* _Exercise details_:
Repeat each entry exactly and drop the pictures.

(Interface markup and scripts)
— begin —
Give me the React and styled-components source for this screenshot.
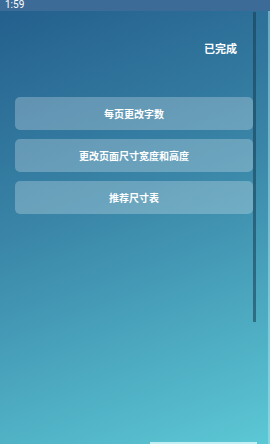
import React from "react";
import styled, { createGlobalStyle } from "styled-components";

const Global = createGlobalStyle`
  html, body {
    margin: 0;
    padding: 0;
  }
  body {
    font-family: "Noto Sans CJK SC", "Noto Sans", sans-serif;
  }
`;

const Screen = styled.div`
  position: relative;
  width: 270px;
  height: 444px;
  overflow: hidden;
  display: flex;
  flex-direction: column;
  background: linear-gradient(160deg, #235e8c 0%, #3a86a8 45%, #5cc8d5 100%);
`;

const StatusBar = styled.div`
  height: 11px;
  background: #3d6b97;
  color: #ffffff;
  font-family: "Roboto", "Liberation Sans", sans-serif;
  font-size: 10px;
  line-height: 9px;
  padding-left: 5px;
  overflow: hidden;
`;

const Header = styled.div`
  display: flex;
  justify-content: flex-end;
  padding: 30px 33px 0 0;
  height: 20px;
`;

const Done = styled.span`
  color: #ffffff;
  font-size: 11px;
  font-weight: 700;
  line-height: 14px;
`;

const List = styled.div`
  display: flex;
  flex-direction: column;
  gap: 9px;
  margin: 36px 17px 0 15px;
`;

const Option = styled.div`
  height: 33px;
  border-radius: 5px;
  background: rgba(255, 255, 255, 0.25);
  display: flex;
  align-items: center;
  justify-content: center;
  color: #ffffff;
  font-size: 10px;
  font-weight: 700;
`;

const ScrollLine = styled.div`
  position: absolute;
  left: 253px;
  top: 12px;
  width: 3px;
  height: 310px;
  background: rgba(20, 60, 80, 0.55);
`;

const Edge = styled.div`
  position: absolute;
  right: 0;
  top: 11px;
  width: 2px;
  bottom: 0;
  background: rgba(170, 230, 240, 0.5);
`;

const HomeBar = styled.div`
  position: absolute;
  left: 150px;
  width: 107px;
  bottom: 0;
  height: 2px;
  background: rgba(220, 250, 250, 0.8);
`;

const items = ["每页更改字数", "更改页面尺寸宽度和高度", "推荐尺寸表"];

export default function App() {
  return (
    <Screen>
      <Global />
      <StatusBar>1:59</StatusBar>
      <Header>
        <Done>已完成</Done>
      </Header>
      <List>
        {items.map((t) => (
          <Option key={t}>{t}</Option>
        ))}
      </List>
      <ScrollLine />
      <Edge />
      <HomeBar />
    </Screen>
  );
}
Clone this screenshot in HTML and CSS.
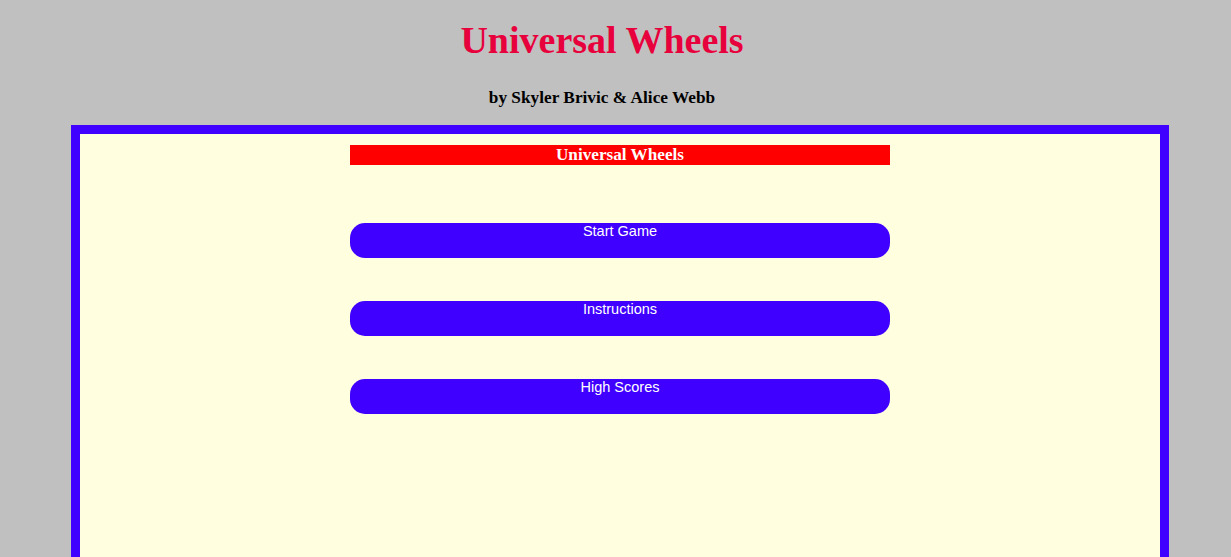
FILE: index.html
```html
<!DOCTYPE html>
<html>
<head>
<meta charset="utf-8">
<title>Universal Wheels</title>
<link rel="stylesheet" href="styles.css">
</head>
<body>
<header class="header">
  <h1 class="title">Universal Wheels</h1>
  <h3 class="byline">by Skyler Brivic &amp; Alice Webb</h3>
</header>
<main class="frame">
  <div class="banner">Universal Wheels</div>
  <div class="menu">
    <div class="btn">Start Game</div>
    <div class="btn">Instructions</div>
    <div class="btn">High Scores</div>
  </div>
</main>
</body>
</html>
```

FILE: styles.css
```css
html, body {
  margin: 0;
  padding: 0;
  background: #c0c0c0;
  overflow: hidden;
}
body {
  font-family: "Liberation Serif", "Times New Roman", serif;
}
.header {
  width: 1204px;
  text-align: center;
}
.title {
  margin: 18px 0 0;
  font-size: 38px;
  line-height: 44px;
  font-weight: bold;
  color: #e8003c;
}
.byline {
  margin: 25px 0 0;
  font-size: 17.3px;
  line-height: 22px;
  font-weight: bold;
  color: #000;
}
.frame {
  margin: 16px 0 0 71px;
  width: 1080px;
  height: 500px;
  border: 9px solid #4000ff;
  background: #ffffe0;
  padding-top: 11px;
  box-sizing: content-box;
}
.banner {
  width: 540px;
  height: 20px;
  margin: 0 auto;
  background: #ff0000;
  color: #fff;
  text-align: center;
  font-size: 17.2px;
  line-height: 20px;
  font-weight: bold;
}
.menu {
  width: 540px;
  margin: 58px auto 0;
  display: flex;
  flex-direction: column;
  gap: 43px;
}
.btn {
  height: 35px;
  box-sizing: border-box;
  padding-top: 0;
  border-radius: 15px;
  background: #4000ff;
  color: #fff;
  text-align: center;
  font-family: "Liberation Sans", Arial, sans-serif;
  font-size: 14.5px;
  line-height: normal;
}
```
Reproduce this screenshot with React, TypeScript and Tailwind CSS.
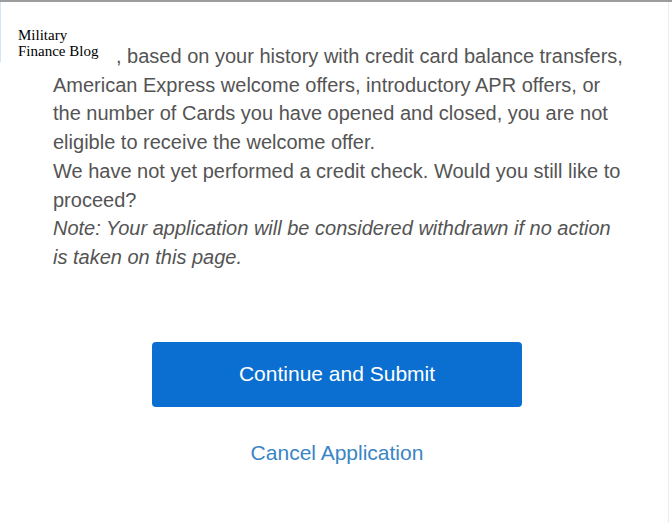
import React from "react";

export default function App() {
  return (
    <div className="relative w-[672px] h-[523px] bg-white border-t-2 border-[#9c9c9c] overflow-hidden">
      <div className="absolute right-[3px] top-0 bottom-0 w-px bg-[#ececec]" />
      <div className="absolute left-0 top-0 h-[60px] w-px bg-[#d6e6f5]" />
      <div
        className="absolute left-[18px] top-[25px] text-[15px] leading-[16px] text-black"
        style={{ fontFamily: '"Liberation Serif", "Times New Roman", serif' }}
      >
        Military
        <br />
        Finance Blog
      </div>
      <div
        className="pt-[40px] pl-[53px] text-[20px] leading-[28.7px] text-[#545454] whitespace-nowrap"
        style={{ fontFamily: '"Liberation Sans", Arial, sans-serif' }}
      >
        <div className="pl-[63px]">, based on your history with credit card balance transfers,</div>
        <div>American Express welcome offers, introductory APR offers, or</div>
        <div>the number of Cards you have opened and closed, you are not</div>
        <div>eligible to receive the welcome offer.</div>
        <div>We have not yet performed a credit check. Would you still like to</div>
        <div>proceed?</div>
        <div className="italic">Note: Your application will be considered withdrawn if no action</div>
        <div className="italic">is taken on this page.</div>
      </div>
      <div
        className="flex flex-col items-center pl-[2px] mt-[70px]"
        style={{ fontFamily: '"Liberation Sans", Arial, sans-serif' }}
      >
        <button className="w-[370px] h-[65px] rounded-[4px] bg-[#0a6fd0] text-white text-[21px]">
          Continue and Submit
        </button>
        <div className="mt-[32px] text-[21px] leading-[28px] text-[#3a85c4]">Cancel Application</div>
      </div>
    </div>
  );
}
— end —
* _Exercise answer_:
Give me the React and styled-components source for this screenshot.
import React from "react";
import styled, { createGlobalStyle } from "styled-components";

const Global = createGlobalStyle`
  html, body {
    margin: 0;
    padding: 0;
  }
  body {
    font-family: "Noto Sans CJK SC", "Noto Sans", sans-serif;
  }
`;

const Screen = styled.div`
  position: relative;
  width: 270px;
  height: 444px;
  overflow: hidden;
  display: flex;
  flex-direction: column;
  background: linear-gradient(160deg, #235e8c 0%, #3a86a8 45%, #5cc8d5 100%);
`;

const StatusBar = styled.div`
  height: 11px;
  background: #3d6b97;
  color: #ffffff;
  font-family: "Roboto", "Liberation Sans", sans-serif;
  font-size: 10px;
  line-height: 9px;
  padding-left: 5px;
  overflow: hidden;
`;

const Header = styled.div`
  display: flex;
  justify-content: flex-end;
  padding: 30px 33px 0 0;
  height: 20px;
`;

const Done = styled.span`
  color: #ffffff;
  font-size: 11px;
  font-weight: 700;
  line-height: 14px;
`;

const List = styled.div`
  display: flex;
  flex-direction: column;
  gap: 9px;
  margin: 36px 17px 0 15px;
`;

const Option = styled.div`
  height: 33px;
  border-radius: 5px;
  background: rgba(255, 255, 255, 0.25);
  display: flex;
  align-items: center;
  justify-content: center;
  color: #ffffff;
  font-size: 10px;
  font-weight: 700;
`;

const ScrollLine = styled.div`
  position: absolute;
  left: 253px;
  top: 12px;
  width: 3px;
  height: 310px;
  background: rgba(20, 60, 80, 0.55);
`;

const Edge = styled.div`
  position: absolute;
  right: 0;
  top: 11px;
  width: 2px;
  bottom: 0;
  background: rgba(170, 230, 240, 0.5);
`;

const HomeBar = styled.div`
  position: absolute;
  left: 150px;
  width: 107px;
  bottom: 0;
  height: 2px;
  background: rgba(220, 250, 250, 0.8);
`;

const items = ["每页更改字数", "更改页面尺寸宽度和高度", "推荐尺寸表"];

export default function App() {
  return (
    <Screen>
      <Global />
      <StatusBar>1:59</StatusBar>
      <Header>
        <Done>已完成</Done>
      </Header>
      <List>
        {items.map((t) => (
          <Option key={t}>{t}</Option>
        ))}
      </List>
      <ScrollLine />
      <Edge />
      <HomeBar />
    </Screen>
  );
}
Clone this screenshot in HTML and CSS.
FILE: index.html
```html
<!DOCTYPE html>
<html>
<head>
<meta charset="utf-8">
<title>Universal Wheels</title>
<link rel="stylesheet" href="styles.css">
</head>
<body>
<header class="header">
  <h1 class="title">Universal Wheels</h1>
  <h3 class="byline">by Skyler Brivic &amp; Alice Webb</h3>
</header>
<main class="frame">
  <div class="banner">Universal Wheels</div>
  <div class="menu">
    <div class="btn">Start Game</div>
    <div class="btn">Instructions</div>
    <div class="btn">High Scores</div>
  </div>
</main>
</body>
</html>
```

FILE: styles.css
```css
html, body {
  margin: 0;
  padding: 0;
  background: #c0c0c0;
  overflow: hidden;
}
body {
  font-family: "Liberation Serif", "Times New Roman", serif;
}
.header {
  width: 1204px;
  text-align: center;
}
.title {
  margin: 18px 0 0;
  font-size: 38px;
  line-height: 44px;
  font-weight: bold;
  color: #e8003c;
}
.byline {
  margin: 25px 0 0;
  font-size: 17.3px;
  line-height: 22px;
  font-weight: bold;
  color: #000;
}
.frame {
  margin: 16px 0 0 71px;
  width: 1080px;
  height: 500px;
  border: 9px solid #4000ff;
  background: #ffffe0;
  padding-top: 11px;
  box-sizing: content-box;
}
.banner {
  width: 540px;
  height: 20px;
  margin: 0 auto;
  background: #ff0000;
  color: #fff;
  text-align: center;
  font-size: 17.2px;
  line-height: 20px;
  font-weight: bold;
}
.menu {
  width: 540px;
  margin: 58px auto 0;
  display: flex;
  flex-direction: column;
  gap: 43px;
}
.btn {
  height: 35px;
  box-sizing: border-box;
  padding-top: 0;
  border-radius: 15px;
  background: #4000ff;
  color: #fff;
  text-align: center;
  font-family: "Liberation Sans", Arial, sans-serif;
  font-size: 14.5px;
  line-height: normal;
}
```
Reproduce this screenshot with React, TypeScript and Tailwind CSS.
import React from "react";

export default function App() {
  return (
    <div className="relative w-[672px] h-[523px] bg-white border-t-2 border-[#9c9c9c] overflow-hidden">
      <div className="absolute right-[3px] top-0 bottom-0 w-px bg-[#ececec]" />
      <div className="absolute left-0 top-0 h-[60px] w-px bg-[#d6e6f5]" />
      <div
        className="absolute left-[18px] top-[25px] text-[15px] leading-[16px] text-black"
        style={{ fontFamily: '"Liberation Serif", "Times New Roman", serif' }}
      >
        Military
        <br />
        Finance Blog
      </div>
      <div
        className="pt-[40px] pl-[53px] text-[20px] leading-[28.7px] text-[#545454] whitespace-nowrap"
        style={{ fontFamily: '"Liberation Sans", Arial, sans-serif' }}
      >
        <div className="pl-[63px]">, based on your history with credit card balance transfers,</div>
        <div>American Express welcome offers, introductory APR offers, or</div>
        <div>the number of Cards you have opened and closed, you are not</div>
        <div>eligible to receive the welcome offer.</div>
        <div>We have not yet performed a credit check. Would you still like to</div>
        <div>proceed?</div>
        <div className="italic">Note: Your application will be considered withdrawn if no action</div>
        <div className="italic">is taken on this page.</div>
      </div>
      <div
        className="flex flex-col items-center pl-[2px] mt-[70px]"
        style={{ fontFamily: '"Liberation Sans", Arial, sans-serif' }}
      >
        <button className="w-[370px] h-[65px] rounded-[4px] bg-[#0a6fd0] text-white text-[21px]">
          Continue and Submit
        </button>
        <div className="mt-[32px] text-[21px] leading-[28px] text-[#3a85c4]">Cancel Application</div>
      </div>
    </div>
  );
}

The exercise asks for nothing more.